Whatsoever, 25 years of life tamed me from an arrogant and aggressive young lad to thoughtful(?) and rational uncle! And how did this happen? And why am I thinking of marriage now? Why did the sense of ridicule and mockery towards that distant relative of mine has now changed to empathy and compassion? The answers to this question lies in my journey from a PUC student to an employee in an IT firm, from a protected child living with parents to a self sufficient adult living alone.

When I was 15, girls did not make sense to me(strange but true). Almost every female who tried to talk to me has been mocked upon. And I did enjoy the repulsive status I had then, but as time passed by I realised that all the cool guys are hanging out with girls and the guys in my group are envying them, only then did the flirt in me was born.

Girls enjoyed exclusivity, and when I tried to charm a particular girl in the group while mocking others, it is a great sense of accomplishment for her and more often than not I enjoyed success. But the basic bitter gaurd in me never died and my sense of humour and arrogance never went down well with the girls and after a few affairs, I evolved into regression and ended where I started. And the result, though my sexual orientation is straight, I am well off with guys and mostly my companions in the quintessential tasks of a SE(software engineer) like raiding the malls or pubs or multiplexes have been my room mates(males) or my colleagues (males again).
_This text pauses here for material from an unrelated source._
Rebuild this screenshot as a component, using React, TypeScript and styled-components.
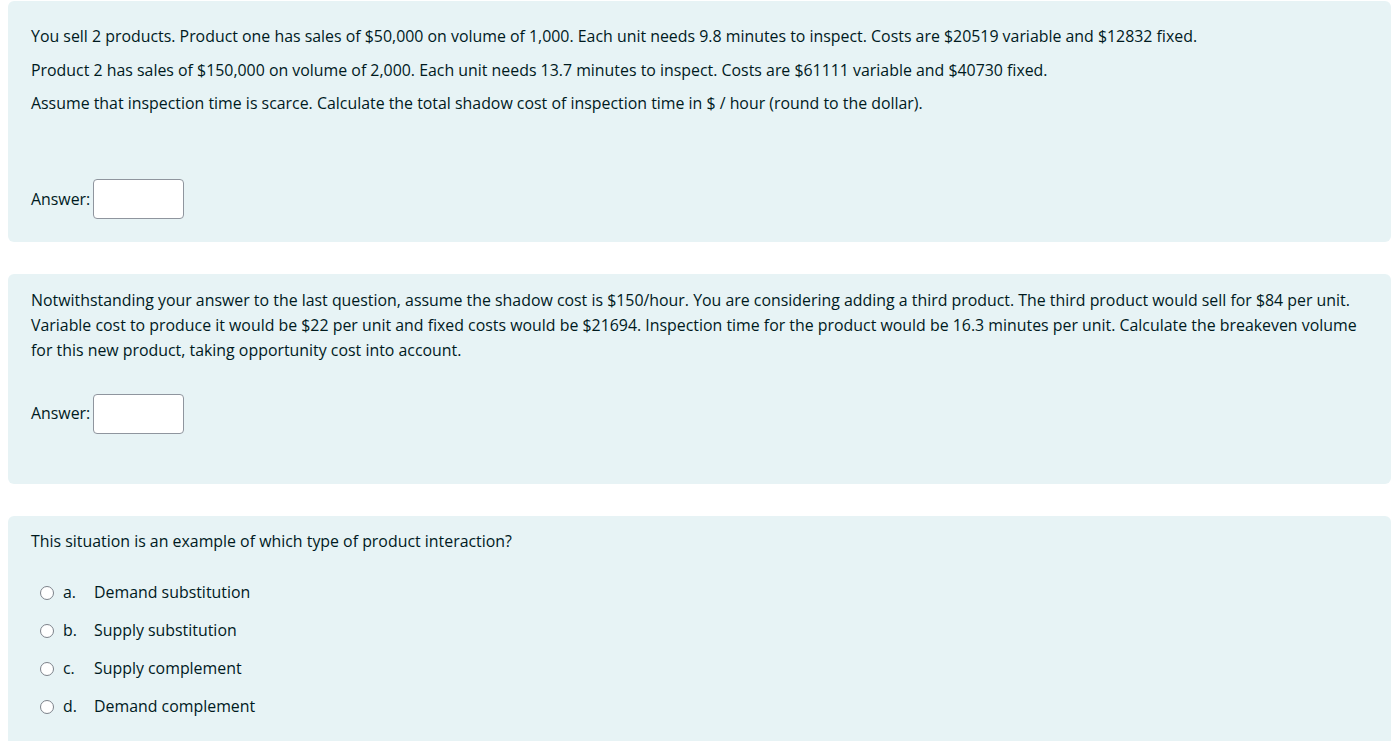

Now there is a sub prime crisis of sorts in my life, almost all the friends of mine whom I used to hang out with are married/engaged now and hence are not available during weekends with pretty quirky reasons (males are pretty bad at lying) to avoid our impeccable weekend schedule of raiding malls and pubs. More and more weekends are passed with in the four walls of my boring room. My age does not allow me to go behind a girl or at least it did not so happen that I found such girl that I can circumvent my own rules. So, in one of those inactivity filled weekends, I was generous enough to think about the distant relative of mine, and became even more generous and changed my feelings towards him, from scorn and ridicule to empathy and compassion.

However, things are not yet ripe for me to give an ultimatum to my parents to get me married. Though marriage comes with a few advantages like assured company to hear your brain rotting jokes and a fresh perspective to the weekends, I am not too sure with the risks involved. So, considering the fact that I had given upon the concept called girl friend, should I be getting married?


The above picture shows the rate at which I was writing blogs, not that I have a certain target to meet, but just an observation on how my rate of writing has increased from zero in September 2007 to 8 in the month of December 2007. This, however, has seen a new high of 13 in January 2008 and fell down to 1 post in March. I do not follow stock markets, nor do I want to attribute this rate to them. But, as I see, it took 6 months time to post 19 blogs in 2007, where as I posted 22 in just 3 months! I migth have to wait till the end of the year to see if this increase in rate is consistent, else I will try and find out the reason behind the anamoly for the month of January.

Thursday, March 6, 2008

The sleeping beauty.........

With skies so dark, with many a cloud,
and birds singing happily aloud;
the morning was perfectly romantic,
with each wave of breeze inspiring your soul
the artist in you would create a classic
and flowers looking at you with smiles so cool
even the most depressed soul says, wow! fantastic.


He chose to be in the park in this weather
he called her too, of course he needs a partner.
He waited on the bench in a corner,
as she grew prettier
with make-up, after each passing hour.

Finally, she arrived, the ducky
he looked at her and said, Ah! I am so lucky
her eyes made diamonds jealous with their sparkle
and her hair reminded the darkness of jungle
with each step teaching lessons to grace
she headed towards him for a tight embrace
he took her in his arms, and looked in her eyes
and when he did that, he knew he found his solace.


With weather so great and mood so sweet
they went around the park for a tête-à-tête
When they are done with the walk
and when there was nothing to talk
she was tired, she laid her head on his shoulder
I wanna sleep, will you sing me a lullaby? she wondered


He knew what to do, he sat down on the floor
and wanted to make her sleep until she snore.
He started to sing, with his voice so sweet
it was heaven for her and she felt so great.


As she was sleeping, he requested the clouds not to thunder
but just to pass away and make her wonder.
He asked the cuckoo to sing along with him
as he wanted to fulfil his darling's whim
He was then happy to find her asleep in his lap
only to find the angry eyes of a cop
The cop threw the lathi and blew the whistle
and they both started running to avoid the tussle.